- [Task directions] State only the number of lines that contain the string "with".

- [Data]
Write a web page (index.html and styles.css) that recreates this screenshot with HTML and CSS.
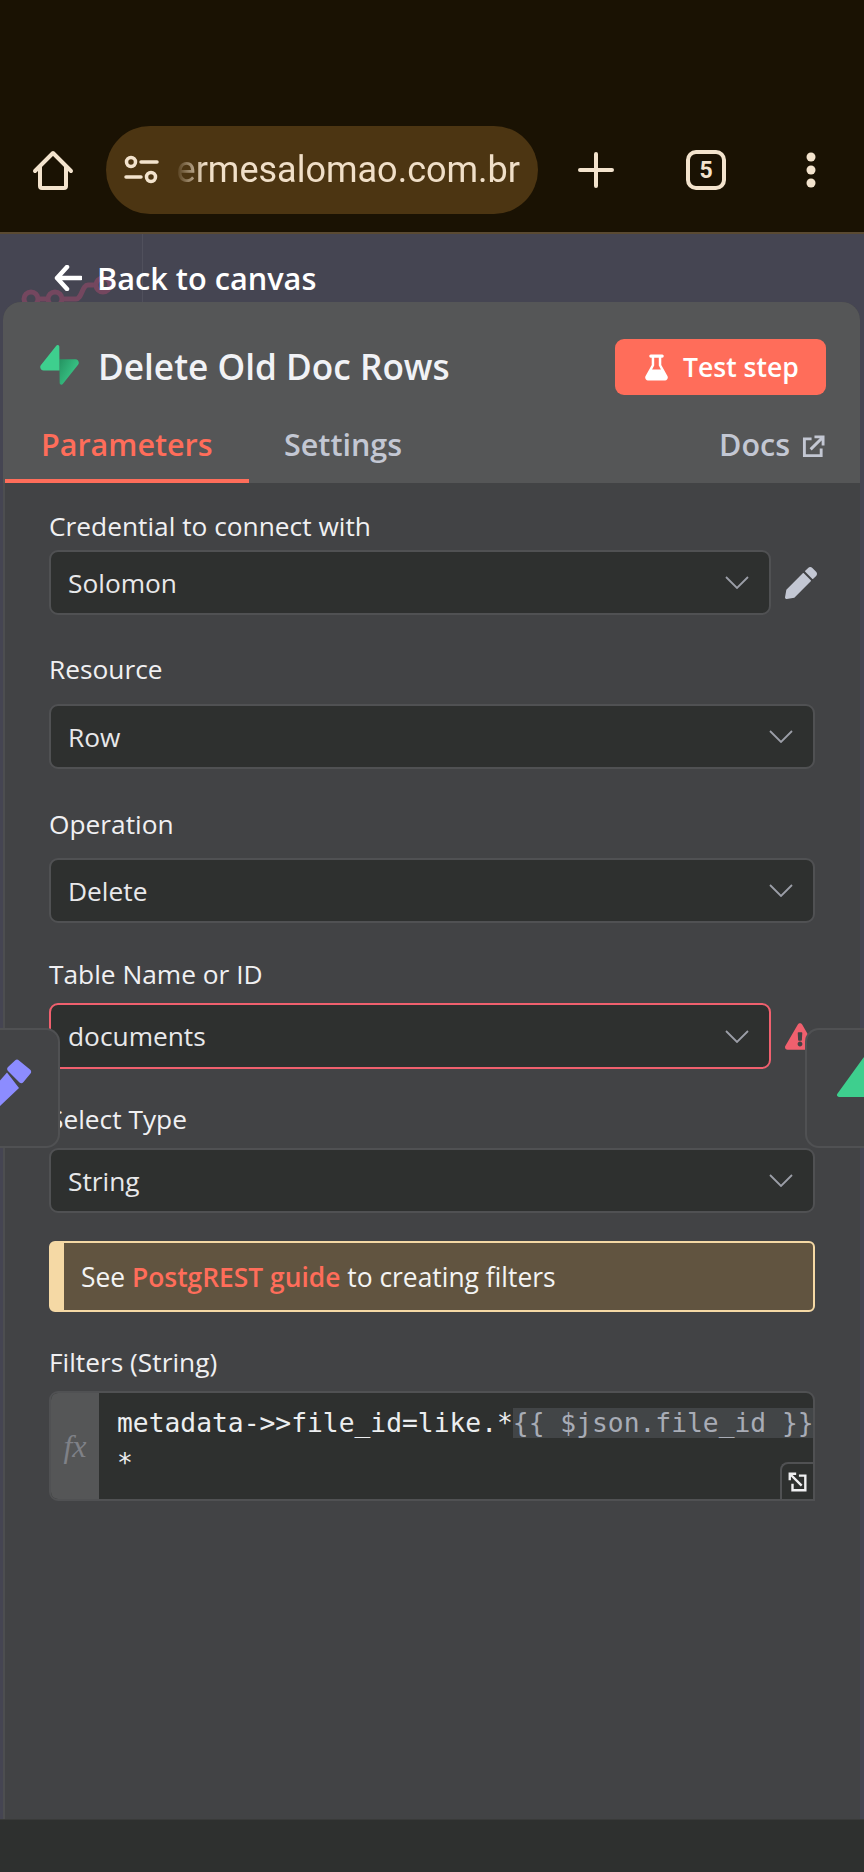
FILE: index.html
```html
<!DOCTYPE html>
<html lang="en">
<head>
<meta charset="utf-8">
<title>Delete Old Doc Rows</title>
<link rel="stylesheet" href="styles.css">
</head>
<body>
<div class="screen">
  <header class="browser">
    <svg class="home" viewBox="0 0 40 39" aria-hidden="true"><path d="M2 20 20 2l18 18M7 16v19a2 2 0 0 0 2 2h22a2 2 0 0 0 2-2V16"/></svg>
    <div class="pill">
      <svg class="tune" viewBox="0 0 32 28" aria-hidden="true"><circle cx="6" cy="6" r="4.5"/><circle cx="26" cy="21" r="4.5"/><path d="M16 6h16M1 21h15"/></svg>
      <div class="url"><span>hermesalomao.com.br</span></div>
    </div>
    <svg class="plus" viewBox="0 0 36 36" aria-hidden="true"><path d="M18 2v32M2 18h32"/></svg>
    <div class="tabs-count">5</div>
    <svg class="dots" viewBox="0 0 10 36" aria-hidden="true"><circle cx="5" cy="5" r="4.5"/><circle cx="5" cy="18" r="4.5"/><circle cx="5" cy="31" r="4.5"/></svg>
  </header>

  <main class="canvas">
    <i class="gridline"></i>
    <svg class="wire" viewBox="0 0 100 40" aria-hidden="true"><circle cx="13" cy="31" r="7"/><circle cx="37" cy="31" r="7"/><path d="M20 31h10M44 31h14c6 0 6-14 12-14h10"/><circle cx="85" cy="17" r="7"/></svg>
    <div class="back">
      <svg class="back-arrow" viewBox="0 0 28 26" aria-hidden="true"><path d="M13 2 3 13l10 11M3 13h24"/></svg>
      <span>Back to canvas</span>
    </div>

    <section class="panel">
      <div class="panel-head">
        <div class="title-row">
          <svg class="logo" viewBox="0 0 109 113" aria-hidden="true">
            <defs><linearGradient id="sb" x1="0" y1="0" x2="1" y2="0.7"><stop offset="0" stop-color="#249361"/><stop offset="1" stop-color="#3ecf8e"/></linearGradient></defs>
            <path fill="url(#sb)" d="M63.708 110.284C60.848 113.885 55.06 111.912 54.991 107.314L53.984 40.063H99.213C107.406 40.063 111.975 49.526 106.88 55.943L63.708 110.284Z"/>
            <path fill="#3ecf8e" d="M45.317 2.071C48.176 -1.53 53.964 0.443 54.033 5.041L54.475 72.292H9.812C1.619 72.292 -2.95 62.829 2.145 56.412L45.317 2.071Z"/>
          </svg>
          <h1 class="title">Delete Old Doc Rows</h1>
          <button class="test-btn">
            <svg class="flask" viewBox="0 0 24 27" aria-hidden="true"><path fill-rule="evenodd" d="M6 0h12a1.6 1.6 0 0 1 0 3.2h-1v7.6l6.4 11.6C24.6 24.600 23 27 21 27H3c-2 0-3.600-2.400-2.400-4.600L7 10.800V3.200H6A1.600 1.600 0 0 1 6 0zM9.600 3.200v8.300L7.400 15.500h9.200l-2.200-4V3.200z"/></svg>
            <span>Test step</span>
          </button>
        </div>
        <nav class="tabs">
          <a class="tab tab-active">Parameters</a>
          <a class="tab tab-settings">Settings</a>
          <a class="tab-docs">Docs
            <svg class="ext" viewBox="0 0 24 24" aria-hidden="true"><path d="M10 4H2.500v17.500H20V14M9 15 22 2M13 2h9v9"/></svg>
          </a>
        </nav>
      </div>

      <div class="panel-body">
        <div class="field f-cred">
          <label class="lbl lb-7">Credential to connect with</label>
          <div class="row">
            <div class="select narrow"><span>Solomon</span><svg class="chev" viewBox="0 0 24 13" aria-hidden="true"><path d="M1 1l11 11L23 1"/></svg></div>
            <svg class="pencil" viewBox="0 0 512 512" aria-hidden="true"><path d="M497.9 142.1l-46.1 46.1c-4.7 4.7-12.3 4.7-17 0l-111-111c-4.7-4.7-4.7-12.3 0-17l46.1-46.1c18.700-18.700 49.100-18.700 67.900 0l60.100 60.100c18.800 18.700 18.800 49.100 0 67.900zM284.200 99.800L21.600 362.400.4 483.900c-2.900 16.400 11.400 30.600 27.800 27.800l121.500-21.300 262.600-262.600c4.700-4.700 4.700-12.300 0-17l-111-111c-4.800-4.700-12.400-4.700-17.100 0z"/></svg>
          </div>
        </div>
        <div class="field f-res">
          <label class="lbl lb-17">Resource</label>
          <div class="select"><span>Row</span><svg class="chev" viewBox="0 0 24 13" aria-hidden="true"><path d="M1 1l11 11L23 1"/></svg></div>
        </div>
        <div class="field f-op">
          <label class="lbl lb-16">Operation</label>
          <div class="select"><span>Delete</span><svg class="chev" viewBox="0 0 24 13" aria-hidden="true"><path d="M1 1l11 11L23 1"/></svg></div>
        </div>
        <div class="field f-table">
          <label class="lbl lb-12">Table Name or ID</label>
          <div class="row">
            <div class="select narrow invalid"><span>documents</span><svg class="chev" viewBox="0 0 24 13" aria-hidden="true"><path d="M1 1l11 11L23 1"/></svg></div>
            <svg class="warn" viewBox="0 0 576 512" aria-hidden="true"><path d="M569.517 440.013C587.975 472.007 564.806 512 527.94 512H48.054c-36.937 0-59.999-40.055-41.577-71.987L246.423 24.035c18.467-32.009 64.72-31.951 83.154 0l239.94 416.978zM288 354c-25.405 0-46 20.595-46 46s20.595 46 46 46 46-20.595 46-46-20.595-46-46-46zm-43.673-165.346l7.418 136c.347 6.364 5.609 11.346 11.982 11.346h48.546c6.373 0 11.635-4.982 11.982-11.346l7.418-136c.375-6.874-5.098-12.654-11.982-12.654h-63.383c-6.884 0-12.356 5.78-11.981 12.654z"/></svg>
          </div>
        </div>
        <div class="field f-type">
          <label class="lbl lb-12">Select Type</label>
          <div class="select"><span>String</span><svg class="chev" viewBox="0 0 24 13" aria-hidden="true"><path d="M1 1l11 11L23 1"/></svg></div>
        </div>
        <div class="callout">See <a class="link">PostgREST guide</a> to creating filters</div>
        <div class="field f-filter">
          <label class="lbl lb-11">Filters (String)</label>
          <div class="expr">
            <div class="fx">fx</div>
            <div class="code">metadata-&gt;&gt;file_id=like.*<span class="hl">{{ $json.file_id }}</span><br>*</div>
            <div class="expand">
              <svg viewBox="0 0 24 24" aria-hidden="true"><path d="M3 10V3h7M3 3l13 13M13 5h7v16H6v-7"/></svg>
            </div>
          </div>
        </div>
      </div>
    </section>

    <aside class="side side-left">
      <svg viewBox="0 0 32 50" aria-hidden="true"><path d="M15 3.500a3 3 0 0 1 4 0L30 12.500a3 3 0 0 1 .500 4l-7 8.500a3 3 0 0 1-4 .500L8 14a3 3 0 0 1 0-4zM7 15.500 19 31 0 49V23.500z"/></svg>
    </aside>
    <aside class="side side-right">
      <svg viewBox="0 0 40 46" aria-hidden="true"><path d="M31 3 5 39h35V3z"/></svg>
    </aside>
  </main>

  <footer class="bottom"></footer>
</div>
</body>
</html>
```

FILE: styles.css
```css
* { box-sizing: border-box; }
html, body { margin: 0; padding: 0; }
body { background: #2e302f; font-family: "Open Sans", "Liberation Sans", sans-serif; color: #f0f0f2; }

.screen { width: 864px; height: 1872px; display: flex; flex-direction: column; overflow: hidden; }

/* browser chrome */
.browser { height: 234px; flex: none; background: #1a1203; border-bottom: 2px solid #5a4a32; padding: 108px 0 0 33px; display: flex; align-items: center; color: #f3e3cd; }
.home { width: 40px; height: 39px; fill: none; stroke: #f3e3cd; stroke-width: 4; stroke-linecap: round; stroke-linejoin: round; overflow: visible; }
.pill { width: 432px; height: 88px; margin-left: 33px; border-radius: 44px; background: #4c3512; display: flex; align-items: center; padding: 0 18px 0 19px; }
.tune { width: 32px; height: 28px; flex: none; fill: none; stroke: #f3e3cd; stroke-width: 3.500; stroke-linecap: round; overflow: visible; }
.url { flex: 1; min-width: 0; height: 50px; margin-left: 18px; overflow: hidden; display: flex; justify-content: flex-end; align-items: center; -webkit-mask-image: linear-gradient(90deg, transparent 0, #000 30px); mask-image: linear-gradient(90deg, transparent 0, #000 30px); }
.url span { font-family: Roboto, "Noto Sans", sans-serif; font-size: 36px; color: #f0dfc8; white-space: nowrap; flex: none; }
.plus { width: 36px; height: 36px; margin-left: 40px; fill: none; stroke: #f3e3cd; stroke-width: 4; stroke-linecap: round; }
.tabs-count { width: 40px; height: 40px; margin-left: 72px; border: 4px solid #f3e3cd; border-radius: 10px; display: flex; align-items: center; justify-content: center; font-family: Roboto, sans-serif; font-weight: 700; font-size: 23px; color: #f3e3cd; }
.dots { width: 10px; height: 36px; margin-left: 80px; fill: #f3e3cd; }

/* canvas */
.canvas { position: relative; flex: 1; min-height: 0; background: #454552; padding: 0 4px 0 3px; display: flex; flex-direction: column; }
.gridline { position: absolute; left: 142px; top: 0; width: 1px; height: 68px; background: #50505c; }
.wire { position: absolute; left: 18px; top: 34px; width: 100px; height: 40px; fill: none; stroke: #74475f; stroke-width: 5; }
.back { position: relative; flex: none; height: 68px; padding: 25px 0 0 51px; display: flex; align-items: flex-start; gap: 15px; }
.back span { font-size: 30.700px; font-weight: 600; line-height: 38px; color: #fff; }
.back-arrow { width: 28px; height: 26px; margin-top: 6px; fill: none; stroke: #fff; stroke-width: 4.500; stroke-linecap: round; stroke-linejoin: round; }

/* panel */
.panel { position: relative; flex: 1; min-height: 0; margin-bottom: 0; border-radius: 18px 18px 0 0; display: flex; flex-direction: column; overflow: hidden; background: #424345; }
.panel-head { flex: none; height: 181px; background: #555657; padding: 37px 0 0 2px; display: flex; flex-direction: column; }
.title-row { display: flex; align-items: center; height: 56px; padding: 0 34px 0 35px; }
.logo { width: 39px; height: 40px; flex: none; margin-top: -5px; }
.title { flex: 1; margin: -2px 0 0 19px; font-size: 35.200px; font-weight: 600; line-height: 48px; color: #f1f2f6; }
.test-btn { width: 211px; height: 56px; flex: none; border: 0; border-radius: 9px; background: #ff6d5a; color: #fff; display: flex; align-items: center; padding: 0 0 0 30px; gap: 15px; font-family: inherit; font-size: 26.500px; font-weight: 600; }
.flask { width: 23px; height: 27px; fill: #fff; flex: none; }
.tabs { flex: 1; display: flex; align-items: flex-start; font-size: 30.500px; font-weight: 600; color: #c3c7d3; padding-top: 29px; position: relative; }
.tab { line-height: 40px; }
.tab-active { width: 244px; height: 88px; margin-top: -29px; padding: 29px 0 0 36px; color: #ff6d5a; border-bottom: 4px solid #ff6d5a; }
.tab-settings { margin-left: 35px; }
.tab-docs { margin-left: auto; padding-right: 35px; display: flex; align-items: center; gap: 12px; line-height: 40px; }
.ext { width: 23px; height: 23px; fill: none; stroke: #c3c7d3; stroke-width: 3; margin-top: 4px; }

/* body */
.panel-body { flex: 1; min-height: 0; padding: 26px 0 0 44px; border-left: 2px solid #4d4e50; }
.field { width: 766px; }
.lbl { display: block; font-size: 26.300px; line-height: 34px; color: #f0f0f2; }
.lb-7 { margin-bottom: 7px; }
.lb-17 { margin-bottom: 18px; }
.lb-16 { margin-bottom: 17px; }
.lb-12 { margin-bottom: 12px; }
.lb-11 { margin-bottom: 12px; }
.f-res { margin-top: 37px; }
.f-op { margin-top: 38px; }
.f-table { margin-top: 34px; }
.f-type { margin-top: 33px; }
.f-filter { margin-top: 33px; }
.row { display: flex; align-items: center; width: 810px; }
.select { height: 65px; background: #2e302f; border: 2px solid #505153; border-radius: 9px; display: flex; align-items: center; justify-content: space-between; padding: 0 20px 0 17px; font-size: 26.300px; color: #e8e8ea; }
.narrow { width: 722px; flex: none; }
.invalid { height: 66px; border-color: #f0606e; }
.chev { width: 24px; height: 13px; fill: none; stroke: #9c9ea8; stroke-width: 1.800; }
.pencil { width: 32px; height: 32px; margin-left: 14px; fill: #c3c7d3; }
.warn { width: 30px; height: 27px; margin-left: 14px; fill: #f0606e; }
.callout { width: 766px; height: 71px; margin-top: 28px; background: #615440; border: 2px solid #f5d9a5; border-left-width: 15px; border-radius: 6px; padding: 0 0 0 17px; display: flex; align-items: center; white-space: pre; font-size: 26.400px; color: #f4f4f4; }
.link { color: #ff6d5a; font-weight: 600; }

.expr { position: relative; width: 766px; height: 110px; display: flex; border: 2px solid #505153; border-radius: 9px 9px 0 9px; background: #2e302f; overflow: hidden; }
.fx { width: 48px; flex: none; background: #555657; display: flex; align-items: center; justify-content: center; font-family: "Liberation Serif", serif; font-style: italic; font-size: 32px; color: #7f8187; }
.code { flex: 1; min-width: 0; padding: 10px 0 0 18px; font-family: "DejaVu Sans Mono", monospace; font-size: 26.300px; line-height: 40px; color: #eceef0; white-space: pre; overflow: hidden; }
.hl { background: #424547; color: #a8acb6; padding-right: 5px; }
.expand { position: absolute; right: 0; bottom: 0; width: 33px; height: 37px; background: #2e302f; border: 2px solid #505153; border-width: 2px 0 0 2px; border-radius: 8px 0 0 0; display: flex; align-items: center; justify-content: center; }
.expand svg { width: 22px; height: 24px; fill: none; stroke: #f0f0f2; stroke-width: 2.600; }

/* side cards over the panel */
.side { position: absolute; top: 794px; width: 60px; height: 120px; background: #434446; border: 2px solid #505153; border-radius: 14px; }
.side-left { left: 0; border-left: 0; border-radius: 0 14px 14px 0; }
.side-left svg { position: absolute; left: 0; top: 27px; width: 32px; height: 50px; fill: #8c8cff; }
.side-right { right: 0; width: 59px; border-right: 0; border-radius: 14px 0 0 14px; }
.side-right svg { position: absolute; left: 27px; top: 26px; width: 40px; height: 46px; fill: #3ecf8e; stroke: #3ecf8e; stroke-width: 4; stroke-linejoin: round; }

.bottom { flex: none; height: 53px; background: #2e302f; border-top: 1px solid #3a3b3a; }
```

- [The output] 2